= Frank J. Jirka Jr. =

American physician

Frank Joseph Jirka Jr., (July 27, 1922 – October 2, 2000) was an American physician. He was elected as the President of the American Medical Association in 1983, before which he served as the President of the Illinois State Medical Society, President of the Chicago Medical Society and of the Douglas Park Branch of the Chicago Medical Society.

== Military service ==
Born in Chicago as a grandson of Anton Cermak the Czech-born mayor of Chicago and nephew of Otto Kerner Jr.. In 1942, Jirka enlisted in the U.S. Navy and became part of the Underwater Demolition Teams (UDT), elite units tasked with reconnaissance and clearing obstacles ahead of amphibious landings.
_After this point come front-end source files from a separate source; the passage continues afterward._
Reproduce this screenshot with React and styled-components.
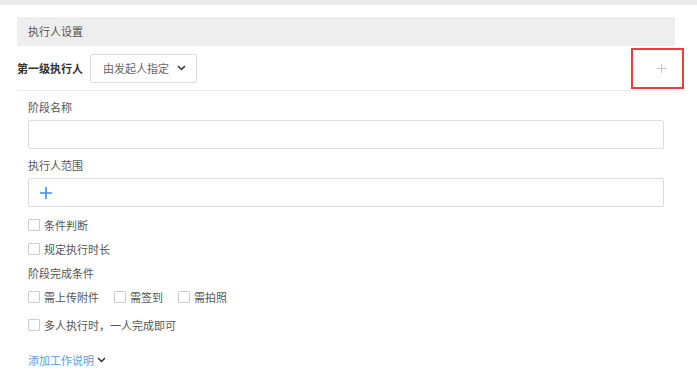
import React from "react";
import styled, { createGlobalStyle } from "styled-components";

const GlobalStyle = createGlobalStyle`
  body {
    margin: 0;
    background: #fff;
    font-family: "Noto Sans CJK SC", "Liberation Sans", sans-serif;
    font-size: 11px;
    color: #555;
  }
`;

const TopBar = styled.div`
  height: 5px;
  background: #ebebeb;
`;

const Panel = styled.div`
  padding: 12px 22px 0 17px;
`;

const SectionHeader = styled.div`
  height: 29px;
  line-height: 29px;
  padding-left: 11px;
  background: #eeeeee;
  color: #555;
`;

const LevelRow = styled.div`
  display: flex;
  align-items: center;
  height: 44px;
  border-bottom: 1px solid #eeeeee;
`;

const LevelLabel = styled.span`
  font-weight: bold;
  color: #333;
  width: 73px;
`;

const Select = styled.div`
  display: flex;
  align-items: center;
  justify-content: space-between;
  box-sizing: border-box;
  width: 107px;
  height: 29px;
  padding: 0 10px 0 12px;
  border: 1px solid #dddddd;
  border-radius: 2px;
  color: #666;
`;

const AddButton = styled.div`
  margin-left: auto;
  margin-right: -9px;
  box-sizing: border-box;
  width: 53px;
  height: 41px;
  border: 2px solid #ef3b3b;
  display: flex;
  align-items: center;
  justify-content: center;
  padding-left: 8px;
`;

const Body = styled.div`
  padding: 0 11px;
`;

const FieldLabel = styled.div`
  line-height: 17px;
  padding-top: ${(p) => p.top || 0}px;
  margin-bottom: 4px;
  color: #555;
`;

const Input = styled.div`
  box-sizing: border-box;
  height: 29px;
  border: 1px solid #dddddd;
  border-radius: 2px;
  display: flex;
  align-items: center;
  padding-left: 11px;
`;

const CheckRow = styled.div`
  display: flex;
  align-items: center;
  gap: 15px;
  height: 24px;
  margin-top: ${(p) => p.top || 0}px;
`;

const CheckItem = styled.label`
  display: flex;
  align-items: center;
  gap: 4px;
  color: #555;
`;

const Box = styled.span`
  box-sizing: border-box;
  width: 12px;
  height: 12px;
  border: 1px solid #cccccc;
  border-radius: 1px;
  background: #fff;
`;

const GroupLabel = styled.div`
  height: 24px;
  line-height: 24px;
  color: #555;
`;

const MoreLink = styled.div`
  display: flex;
  align-items: center;
  gap: 3px;
  height: 24px;
  margin-top: 11px;
  color: #5b9be6;
`;

const Chevron = ({ color = "#333" }) => (
  <svg width="9" height="6" viewBox="0 0 9 6">
    <polyline
      points="1,1 4.5,4.5 8,1"
      fill="none"
      stroke={color}
      strokeWidth="1.5"
    />
  </svg>
);

const Check = ({ children }) => (
  <CheckItem>
    <Box />
    {children}
  </CheckItem>
);

export default function App() {
  return (
    <>
      <GlobalStyle />
      <TopBar />
      <Panel>
        <SectionHeader>执行人设置</SectionHeader>
        <LevelRow>
          <LevelLabel>第一级执行人</LevelLabel>
          <Select>
            由发起人指定
            <Chevron />
          </Select>
          <AddButton>
            <svg width="9" height="9" viewBox="0 0 9 9">
              <path d="M4.5 0v9M0 4.5h9" stroke="#c4c4c4" strokeWidth="1" />
            </svg>
          </AddButton>
        </LevelRow>
        <Body>
          <FieldLabel top={8}>阶段名称</FieldLabel>
          <Input />
          <FieldLabel top={8}>执行人范围</FieldLabel>
          <Input>
            <svg width="12" height="12" viewBox="0 0 12 12">
              <path d="M6 0v12M0 6h12" stroke="#3d8ee8" strokeWidth="1.6" />
            </svg>
          </Input>
          <CheckRow top={6}>
            <Check>条件判断</Check>
          </CheckRow>
          <CheckRow>
            <Check>规定执行时长</Check>
          </CheckRow>
          <GroupLabel>阶段完成条件</GroupLabel>
          <CheckRow>
            <Check>需上传附件</Check>
            <Check>需签到</Check>
            <Check>需拍照</Check>
          </CheckRow>
          <CheckRow top={4}>
            <Check>多人执行时，一人完成即可</Check>
          </CheckRow>
          <MoreLink>
            添加工作说明
            <Chevron />
          </MoreLink>
        </Body>
      </Panel>
    </>
  );
}
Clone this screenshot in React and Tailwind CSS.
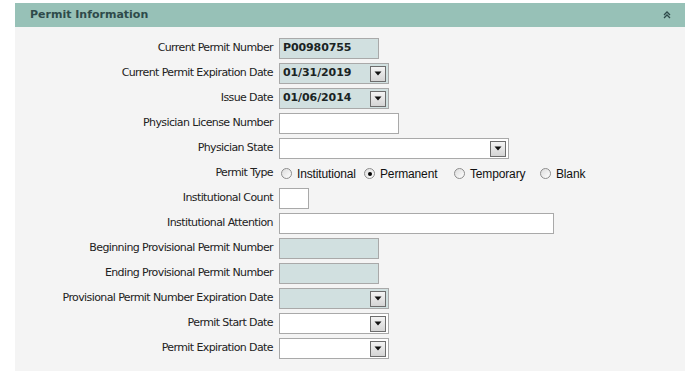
import React from "react";

const labelFont = { fontFamily: '"DejaVu Sans", Verdana, sans-serif' };

function DropBtn() {
  return (
    <span className="ml-auto mr-[2px] flex h-[16px] w-[16px] items-center justify-center border border-[#6d6d6d] bg-gradient-to-b from-[#f4f4f4] to-[#d4d4d4]">
      <svg width="8" height="5" viewBox="0 0 8 5">
        <path d="M0.5 0.5 L7.5 0.5 L4 4.5 Z" fill="#111" />
      </svg>
    </span>
  );
}

function Box({ w, ro, value, drop }) {
  return (
    <div
      className={`flex h-[21px] items-center border border-[#a9a9a9] ${ro ? "bg-[#d1e0e0]" : "bg-white"}`}
      style={{ width: w }}
    >
      {value && (
        <span className="pl-[3px] text-[11px] font-bold text-[#1a2424] tracking-[-0.1px]" style={labelFont}>
          {value}
        </span>
      )}
      {drop && <DropBtn />}
    </div>
  );
}

function Radio({ label, checked }) {
  return (
    <label className="flex items-center gap-[5px]">
      <span className="flex h-[11px] w-[11px] items-center justify-center rounded-full border border-[#8d8d8d] bg-gradient-to-br from-[#dcdcdc] to-white">
        {checked && <span className="h-[4px] w-[4px] rounded-full bg-black" />}
      </span>
      <span className="text-[12px] text-[#111] tracking-[-0.15px]" style={{ fontFamily: '"Liberation Sans", Arial, sans-serif' }}>
        {label}
      </span>
    </label>
  );
}

function Row({ label, children }) {
  return (
    <div className="flex h-[21px] items-center gap-[5px]">
      <div className="w-[259px] shrink-0 pr-[1px] text-right text-[11px] text-[#222] tracking-[-0.6px]" style={labelFont}>
        {label}
      </div>
      {children}
    </div>
  );
}

export default function App() {
  return (
    <div className="h-[377px] w-[691px] bg-white pt-[3px] pl-[15px]">
      <div className="w-[670px] bg-[#f4f4f4]">
        <div className="flex h-[24px] items-center justify-between bg-[#97c1b7] pl-[15px] pr-[14px]">
          <span className="text-[11px] font-bold text-[#2e4a4a]" style={labelFont}>
            Permit Information
          </span>
          <svg width="8" height="8" viewBox="0 0 8 8">
            <path d="M1 4 L4 1 L7 4 M1 7 L4 4 L7 7" fill="none" stroke="#2e4a4a" strokeWidth="1.3" />
          </svg>
        </div>
        <div className="flex flex-col gap-[4px] pt-[11px] pb-[12px]">
          <Row label="Current Permit Number">
            <Box w={100} ro value="P00980755" />
          </Row>
          <Row label="Current Permit Expiration Date">
            <Box w={110} ro value="01/31/2019" drop />
          </Row>
          <Row label="Issue Date">
            <Box w={110} ro value="01/06/2014" drop />
          </Row>
          <Row label="Physician License Number">
            <Box w={120} />
          </Row>
          <Row label="Physician State">
            <Box w={230} drop />
          </Row>
          <Row label="Permit Type">
            <div className="flex items-center">
              <div className="w-[85px] pl-[2px]"><Radio label="Institutional" /></div>
              <div className="w-[90px]"><Radio label="Permanent" checked /></div>
              <div className="w-[86px]"><Radio label="Temporary" /></div>
              <Radio label="Blank" />
            </div>
          </Row>
          <Row label="Institutional Count">
            <Box w={30} />
          </Row>
          <Row label="Institutional Attention">
            <Box w={275} />
          </Row>
          <Row label="Beginning Provisional Permit Number">
            <Box w={100} ro />
          </Row>
          <Row label="Ending Provisional Permit Number">
            <Box w={100} ro />
          </Row>
          <Row label="Provisional Permit Number Expiration Date">
            <Box w={110} ro drop />
          </Row>
          <Row label="Permit Start Date">
            <Box w={110} drop />
          </Row>
          <Row label="Permit Expiration Date">
            <Box w={110} drop />
          </Row>
        </div>
      </div>
    </div>
  );
}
During his service as a lieutenant in the U.S. Navy during World War II. During a mission preceding the Battle of Iwo Jima in February 1945, Jirka sustained severe injuries from Japanese fire, resulting in the amputation of both legs below the knee. He was later awarded the Silver Star and Purple Heart.

== Career ==
He graduated from Knox College in 1944 where he was a member of the Delta chapter of the Tau Kappa Epsilon fraternity. Jirka earned his medical degree from the University of Illinois at Urbana–Champaign. He settled in Barrington Hills, Illinois for the last twenty years of his life.

== Death ==
He died in his home on October 2, 2000.